■ **AVAILABLE DATA**
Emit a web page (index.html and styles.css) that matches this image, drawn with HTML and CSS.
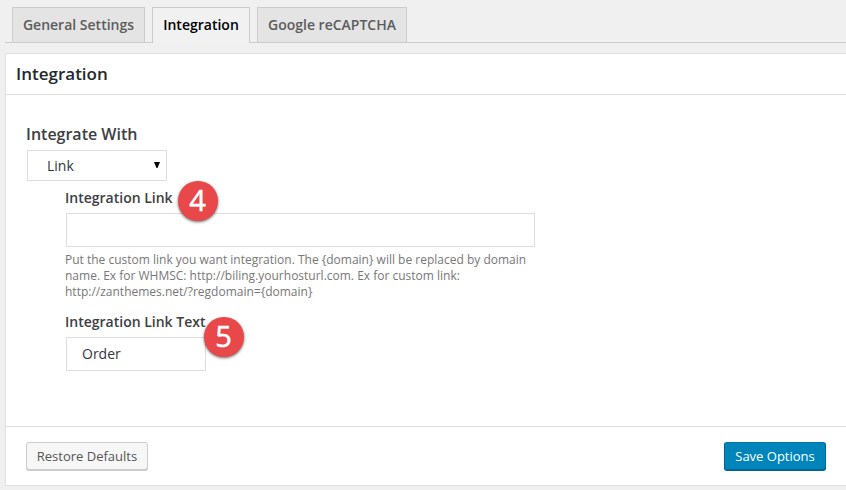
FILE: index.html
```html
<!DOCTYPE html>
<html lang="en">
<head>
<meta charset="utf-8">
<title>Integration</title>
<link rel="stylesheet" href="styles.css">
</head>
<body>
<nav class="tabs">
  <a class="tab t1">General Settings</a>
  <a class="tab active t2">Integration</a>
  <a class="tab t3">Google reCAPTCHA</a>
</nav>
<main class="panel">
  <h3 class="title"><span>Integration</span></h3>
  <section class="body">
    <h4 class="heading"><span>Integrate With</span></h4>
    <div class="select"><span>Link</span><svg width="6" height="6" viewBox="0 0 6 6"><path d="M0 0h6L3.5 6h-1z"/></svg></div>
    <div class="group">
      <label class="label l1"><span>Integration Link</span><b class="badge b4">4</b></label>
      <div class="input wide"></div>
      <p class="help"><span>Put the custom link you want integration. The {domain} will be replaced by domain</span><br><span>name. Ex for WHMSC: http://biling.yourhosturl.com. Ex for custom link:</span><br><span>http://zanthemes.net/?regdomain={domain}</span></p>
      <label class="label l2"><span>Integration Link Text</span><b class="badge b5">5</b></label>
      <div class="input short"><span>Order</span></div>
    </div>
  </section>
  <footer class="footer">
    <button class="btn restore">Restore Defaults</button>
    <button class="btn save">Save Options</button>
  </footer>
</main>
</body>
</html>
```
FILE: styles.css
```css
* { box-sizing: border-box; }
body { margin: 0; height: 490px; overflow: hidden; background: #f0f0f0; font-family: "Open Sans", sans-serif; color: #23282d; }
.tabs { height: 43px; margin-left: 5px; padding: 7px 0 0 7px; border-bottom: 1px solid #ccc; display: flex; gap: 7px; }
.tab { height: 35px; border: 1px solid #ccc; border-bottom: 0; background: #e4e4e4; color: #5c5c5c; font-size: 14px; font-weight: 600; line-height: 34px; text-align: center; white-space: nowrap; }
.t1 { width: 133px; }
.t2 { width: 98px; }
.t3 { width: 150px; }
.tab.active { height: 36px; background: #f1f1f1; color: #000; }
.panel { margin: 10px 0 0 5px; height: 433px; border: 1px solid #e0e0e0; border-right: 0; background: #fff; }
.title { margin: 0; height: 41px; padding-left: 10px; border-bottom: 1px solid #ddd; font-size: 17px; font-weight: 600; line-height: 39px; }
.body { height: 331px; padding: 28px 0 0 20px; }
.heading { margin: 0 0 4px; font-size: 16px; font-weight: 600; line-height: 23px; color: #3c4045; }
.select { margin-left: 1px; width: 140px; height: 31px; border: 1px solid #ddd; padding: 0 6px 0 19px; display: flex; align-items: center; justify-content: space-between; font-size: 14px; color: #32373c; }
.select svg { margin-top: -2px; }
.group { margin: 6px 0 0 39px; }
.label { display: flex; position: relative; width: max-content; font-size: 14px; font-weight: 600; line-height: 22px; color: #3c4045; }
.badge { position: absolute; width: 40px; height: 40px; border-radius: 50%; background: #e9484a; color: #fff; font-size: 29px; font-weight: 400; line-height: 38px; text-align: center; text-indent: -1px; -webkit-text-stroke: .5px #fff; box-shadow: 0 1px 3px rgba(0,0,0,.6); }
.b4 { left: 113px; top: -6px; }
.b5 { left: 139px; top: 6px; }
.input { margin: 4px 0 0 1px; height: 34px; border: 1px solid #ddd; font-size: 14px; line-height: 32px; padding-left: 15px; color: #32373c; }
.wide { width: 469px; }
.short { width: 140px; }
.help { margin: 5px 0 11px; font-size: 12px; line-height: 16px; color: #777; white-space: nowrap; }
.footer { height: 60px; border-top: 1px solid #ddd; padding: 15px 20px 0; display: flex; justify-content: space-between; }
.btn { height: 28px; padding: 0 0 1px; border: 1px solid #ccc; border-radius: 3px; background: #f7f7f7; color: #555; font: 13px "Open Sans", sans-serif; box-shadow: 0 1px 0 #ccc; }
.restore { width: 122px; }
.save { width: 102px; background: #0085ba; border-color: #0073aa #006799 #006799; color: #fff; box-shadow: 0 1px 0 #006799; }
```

■ **PROBLEM**
Repeat verbatim all the material, but not the pictures.

■ **OUTPUT FOR THIS TASK**
Emit a web page (index.html and styles.css) that matches this image, drawn with HTML and CSS.
FILE: index.html
```html
<!DOCTYPE html>
<html lang="en">
<head>
<meta charset="utf-8">
<title>Integration</title>
<link rel="stylesheet" href="styles.css">
</head>
<body>
<nav class="tabs">
  <a class="tab t1">General Settings</a>
  <a class="tab active t2">Integration</a>
  <a class="tab t3">Google reCAPTCHA</a>
</nav>
<main class="panel">
  <h3 class="title"><span>Integration</span></h3>
  <section class="body">
    <h4 class="heading"><span>Integrate With</span></h4>
    <div class="select"><span>Link</span><svg width="6" height="6" viewBox="0 0 6 6"><path d="M0 0h6L3.5 6h-1z"/></svg></div>
    <div class="group">
      <label class="label l1"><span>Integration Link</span><b class="badge b4">4</b></label>
      <div class="input wide"></div>
      <p class="help"><span>Put the custom link you want integration. The {domain} will be replaced by domain</span><br><span>name. Ex for WHMSC: http://biling.yourhosturl.com. Ex for custom link:</span><br><span>http://zanthemes.net/?regdomain={domain}</span></p>
      <label class="label l2"><span>Integration Link Text</span><b class="badge b5">5</b></label>
      <div class="input short"><span>Order</span></div>
    </div>
  </section>
  <footer class="footer">
    <button class="btn restore">Restore Defaults</button>
    <button class="btn save">Save Options</button>
  </footer>
</main>
</body>
</html>
```
FILE: styles.css
```css
* { box-sizing: border-box; }
body { margin: 0; height: 490px; overflow: hidden; background: #f0f0f0; font-family: "Open Sans", sans-serif; color: #23282d; }
.tabs { height: 43px; margin-left: 5px; padding: 7px 0 0 7px; border-bottom: 1px solid #ccc; display: flex; gap: 7px; }
.tab { height: 35px; border: 1px solid #ccc; border-bottom: 0; background: #e4e4e4; color: #5c5c5c; font-size: 14px; font-weight: 600; line-height: 34px; text-align: center; white-space: nowrap; }
.t1 { width: 133px; }
.t2 { width: 98px; }
.t3 { width: 150px; }
.tab.active { height: 36px; background: #f1f1f1; color: #000; }
.panel { margin: 10px 0 0 5px; height: 433px; border: 1px solid #e0e0e0; border-right: 0; background: #fff; }
.title { margin: 0; height: 41px; padding-left: 10px; border-bottom: 1px solid #ddd; font-size: 17px; font-weight: 600; line-height: 39px; }
.body { height: 331px; padding: 28px 0 0 20px; }
.heading { margin: 0 0 4px; font-size: 16px; font-weight: 600; line-height: 23px; color: #3c4045; }
.select { margin-left: 1px; width: 140px; height: 31px; border: 1px solid #ddd; padding: 0 6px 0 19px; display: flex; align-items: center; justify-content: space-between; font-size: 14px; color: #32373c; }
.select svg { margin-top: -2px; }
.group { margin: 6px 0 0 39px; }
.label { display: flex; position: relative; width: max-content; font-size: 14px; font-weight: 600; line-height: 22px; color: #3c4045; }
.badge { position: absolute; width: 40px; height: 40px; border-radius: 50%; background: #e9484a; color: #fff; font-size: 29px; font-weight: 400; line-height: 38px; text-align: center; text-indent: -1px; -webkit-text-stroke: .5px #fff; box-shadow: 0 1px 3px rgba(0,0,0,.6); }
.b4 { left: 113px; top: -6px; }
.b5 { left: 139px; top: 6px; }
.input { margin: 4px 0 0 1px; height: 34px; border: 1px solid #ddd; font-size: 14px; line-height: 32px; padding-left: 15px; color: #32373c; }
.wide { width: 469px; }
.short { width: 140px; }
.help { margin: 5px 0 11px; font-size: 12px; line-height: 16px; color: #777; white-space: nowrap; }
.footer { height: 60px; border-top: 1px solid #ddd; padding: 15px 20px 0; display: flex; justify-content: space-between; }
.btn { height: 28px; padding: 0 0 1px; border: 1px solid #ccc; border-radius: 3px; background: #f7f7f7; color: #555; font: 13px "Open Sans", sans-serif; box-shadow: 0 1px 0 #ccc; }
.restore { width: 122px; }
.save { width: 102px; background: #0085ba; border-color: #0073aa #006799 #006799; color: #fff; box-shadow: 0 1px 0 #006799; }
```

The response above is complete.